═══ DATA FOR THE TASK ═══
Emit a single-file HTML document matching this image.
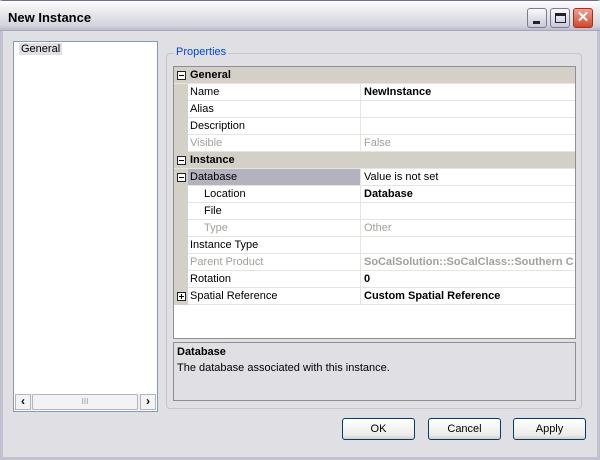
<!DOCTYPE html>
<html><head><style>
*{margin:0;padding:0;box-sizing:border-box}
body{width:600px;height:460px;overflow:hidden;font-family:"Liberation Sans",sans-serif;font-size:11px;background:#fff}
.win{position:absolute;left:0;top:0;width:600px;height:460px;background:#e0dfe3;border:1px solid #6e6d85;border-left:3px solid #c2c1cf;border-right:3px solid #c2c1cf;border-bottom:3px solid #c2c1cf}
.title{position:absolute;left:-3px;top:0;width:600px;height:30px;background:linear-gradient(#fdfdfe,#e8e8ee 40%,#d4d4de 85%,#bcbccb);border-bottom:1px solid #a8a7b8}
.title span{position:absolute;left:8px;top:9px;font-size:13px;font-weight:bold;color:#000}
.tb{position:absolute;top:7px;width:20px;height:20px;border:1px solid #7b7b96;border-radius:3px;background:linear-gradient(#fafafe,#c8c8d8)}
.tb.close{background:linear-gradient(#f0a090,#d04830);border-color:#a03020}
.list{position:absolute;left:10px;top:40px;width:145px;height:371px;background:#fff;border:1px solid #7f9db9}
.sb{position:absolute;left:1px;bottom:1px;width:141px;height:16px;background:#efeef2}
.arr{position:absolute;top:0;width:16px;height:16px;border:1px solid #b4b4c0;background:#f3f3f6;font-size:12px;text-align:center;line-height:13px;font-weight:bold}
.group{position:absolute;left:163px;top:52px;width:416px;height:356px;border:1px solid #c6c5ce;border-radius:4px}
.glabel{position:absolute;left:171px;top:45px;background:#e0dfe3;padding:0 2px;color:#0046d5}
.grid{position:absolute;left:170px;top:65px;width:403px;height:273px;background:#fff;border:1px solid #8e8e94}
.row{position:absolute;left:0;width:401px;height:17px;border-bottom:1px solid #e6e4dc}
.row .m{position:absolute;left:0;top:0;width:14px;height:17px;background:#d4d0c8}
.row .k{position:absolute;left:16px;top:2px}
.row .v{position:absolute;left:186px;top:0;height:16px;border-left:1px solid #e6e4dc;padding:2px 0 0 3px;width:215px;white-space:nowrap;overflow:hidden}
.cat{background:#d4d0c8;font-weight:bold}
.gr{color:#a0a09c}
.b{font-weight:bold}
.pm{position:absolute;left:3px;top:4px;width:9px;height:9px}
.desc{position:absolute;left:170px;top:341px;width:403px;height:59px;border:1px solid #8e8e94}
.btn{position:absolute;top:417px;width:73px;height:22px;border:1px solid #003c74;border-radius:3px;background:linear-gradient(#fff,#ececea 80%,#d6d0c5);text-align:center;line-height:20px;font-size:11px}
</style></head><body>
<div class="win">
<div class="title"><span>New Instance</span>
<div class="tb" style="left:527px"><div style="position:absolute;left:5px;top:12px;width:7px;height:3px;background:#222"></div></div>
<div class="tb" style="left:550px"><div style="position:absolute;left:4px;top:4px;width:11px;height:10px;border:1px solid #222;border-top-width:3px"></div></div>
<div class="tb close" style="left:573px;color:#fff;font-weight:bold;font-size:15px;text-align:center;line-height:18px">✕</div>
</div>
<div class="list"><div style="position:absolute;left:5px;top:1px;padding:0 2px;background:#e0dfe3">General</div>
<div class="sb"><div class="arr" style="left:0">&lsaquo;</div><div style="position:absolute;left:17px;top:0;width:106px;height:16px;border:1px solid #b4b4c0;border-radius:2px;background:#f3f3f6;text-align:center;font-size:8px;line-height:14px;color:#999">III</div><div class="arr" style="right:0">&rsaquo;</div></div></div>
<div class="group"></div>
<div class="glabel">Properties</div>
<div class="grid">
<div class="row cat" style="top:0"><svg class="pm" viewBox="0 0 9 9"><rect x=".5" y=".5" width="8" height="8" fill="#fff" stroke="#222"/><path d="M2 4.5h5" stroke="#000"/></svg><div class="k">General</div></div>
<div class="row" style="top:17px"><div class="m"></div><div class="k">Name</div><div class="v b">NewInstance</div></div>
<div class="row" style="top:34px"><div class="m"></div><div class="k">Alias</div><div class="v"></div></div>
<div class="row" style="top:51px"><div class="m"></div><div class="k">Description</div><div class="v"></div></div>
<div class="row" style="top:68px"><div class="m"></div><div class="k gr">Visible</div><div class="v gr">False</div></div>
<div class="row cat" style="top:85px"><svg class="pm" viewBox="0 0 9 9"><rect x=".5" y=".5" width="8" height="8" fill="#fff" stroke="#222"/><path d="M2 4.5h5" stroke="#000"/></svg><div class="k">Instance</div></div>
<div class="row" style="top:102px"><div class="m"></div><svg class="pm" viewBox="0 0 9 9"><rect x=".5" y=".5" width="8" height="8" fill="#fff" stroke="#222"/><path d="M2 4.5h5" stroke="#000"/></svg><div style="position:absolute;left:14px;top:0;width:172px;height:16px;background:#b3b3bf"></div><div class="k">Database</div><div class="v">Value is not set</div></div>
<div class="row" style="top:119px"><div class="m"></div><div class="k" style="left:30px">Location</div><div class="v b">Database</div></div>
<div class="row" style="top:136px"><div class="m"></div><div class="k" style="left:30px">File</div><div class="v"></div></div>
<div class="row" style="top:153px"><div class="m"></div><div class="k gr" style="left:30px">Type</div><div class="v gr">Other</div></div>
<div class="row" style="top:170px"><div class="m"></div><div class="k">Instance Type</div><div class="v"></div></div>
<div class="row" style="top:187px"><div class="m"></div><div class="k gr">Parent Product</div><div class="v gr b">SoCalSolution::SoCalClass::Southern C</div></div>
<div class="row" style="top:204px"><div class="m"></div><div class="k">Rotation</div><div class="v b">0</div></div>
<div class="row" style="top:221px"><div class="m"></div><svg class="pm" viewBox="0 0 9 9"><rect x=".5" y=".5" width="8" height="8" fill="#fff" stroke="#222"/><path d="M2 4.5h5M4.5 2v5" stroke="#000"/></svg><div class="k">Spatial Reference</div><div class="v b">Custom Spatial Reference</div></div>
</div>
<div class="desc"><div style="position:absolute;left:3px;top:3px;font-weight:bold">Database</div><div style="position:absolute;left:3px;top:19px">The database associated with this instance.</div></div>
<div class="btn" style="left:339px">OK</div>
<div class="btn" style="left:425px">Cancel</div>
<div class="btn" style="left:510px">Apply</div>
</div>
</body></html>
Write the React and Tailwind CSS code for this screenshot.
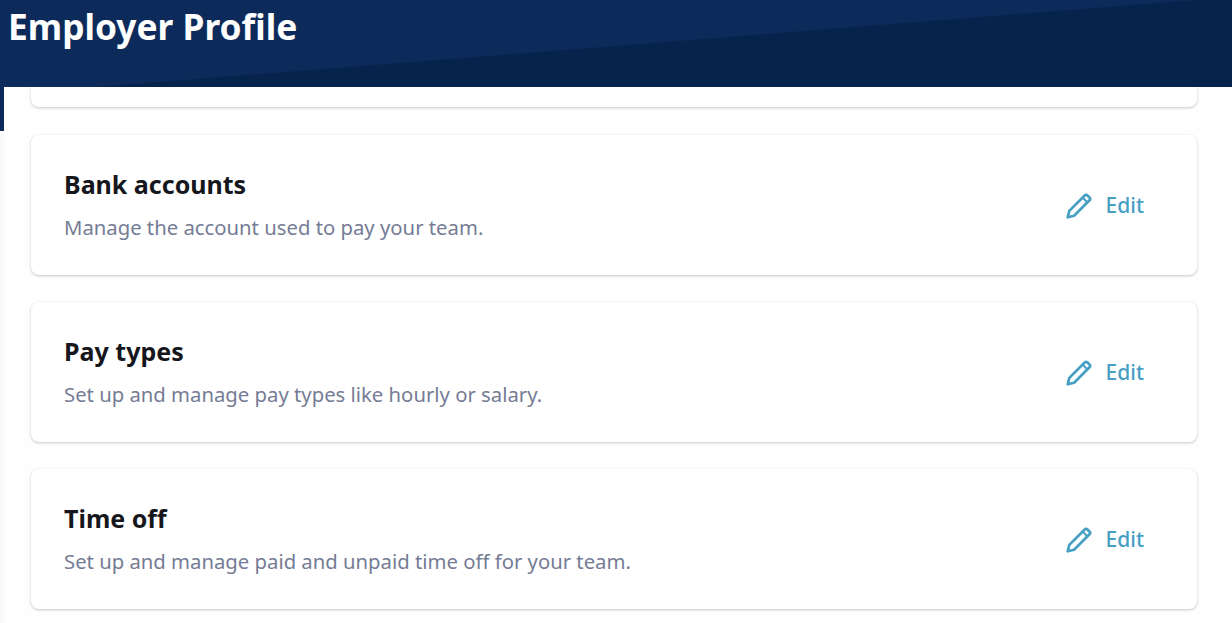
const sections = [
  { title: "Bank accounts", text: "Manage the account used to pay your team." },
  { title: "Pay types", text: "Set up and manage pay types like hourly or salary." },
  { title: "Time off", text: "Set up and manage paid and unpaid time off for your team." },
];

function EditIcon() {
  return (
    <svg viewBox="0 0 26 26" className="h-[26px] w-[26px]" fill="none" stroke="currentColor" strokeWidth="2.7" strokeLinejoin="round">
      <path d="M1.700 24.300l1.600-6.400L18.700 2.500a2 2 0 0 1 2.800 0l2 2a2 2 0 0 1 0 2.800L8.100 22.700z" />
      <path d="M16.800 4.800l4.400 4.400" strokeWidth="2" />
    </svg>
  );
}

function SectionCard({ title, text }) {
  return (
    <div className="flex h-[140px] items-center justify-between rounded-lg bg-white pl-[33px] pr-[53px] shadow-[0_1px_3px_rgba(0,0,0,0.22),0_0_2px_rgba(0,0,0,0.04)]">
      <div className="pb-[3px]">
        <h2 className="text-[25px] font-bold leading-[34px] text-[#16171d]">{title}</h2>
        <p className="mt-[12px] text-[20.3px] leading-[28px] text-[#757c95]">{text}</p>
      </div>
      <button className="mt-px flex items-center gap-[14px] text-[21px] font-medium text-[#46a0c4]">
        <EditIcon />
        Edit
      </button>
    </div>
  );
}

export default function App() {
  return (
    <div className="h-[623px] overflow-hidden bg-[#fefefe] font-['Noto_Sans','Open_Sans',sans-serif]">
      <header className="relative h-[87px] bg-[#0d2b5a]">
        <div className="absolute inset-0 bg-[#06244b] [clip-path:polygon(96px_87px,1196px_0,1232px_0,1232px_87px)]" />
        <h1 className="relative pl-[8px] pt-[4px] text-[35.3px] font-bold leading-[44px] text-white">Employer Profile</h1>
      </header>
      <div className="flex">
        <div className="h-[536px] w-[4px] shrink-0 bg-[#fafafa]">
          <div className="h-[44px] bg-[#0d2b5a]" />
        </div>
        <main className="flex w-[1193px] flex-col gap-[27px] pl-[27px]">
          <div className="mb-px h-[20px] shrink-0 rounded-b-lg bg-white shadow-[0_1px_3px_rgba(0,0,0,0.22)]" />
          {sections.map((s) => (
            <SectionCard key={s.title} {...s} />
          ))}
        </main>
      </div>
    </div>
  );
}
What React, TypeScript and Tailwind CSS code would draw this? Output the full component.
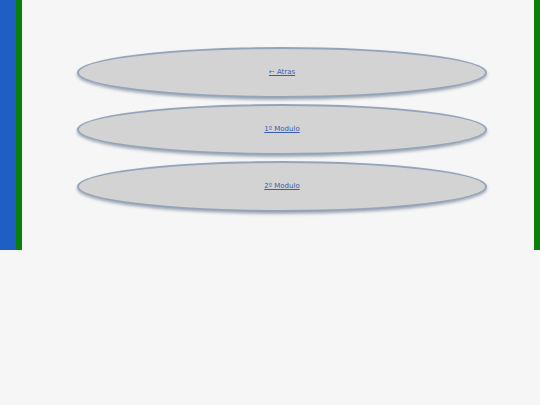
═══
TASK STATEMENT
Locate all lines in the listing above with the word "React". Copy them.

FULL OUTPUT
Write the React and Tailwind CSS code for this screenshot.
What React, TypeScript and Tailwind CSS code would draw this? Output the full component.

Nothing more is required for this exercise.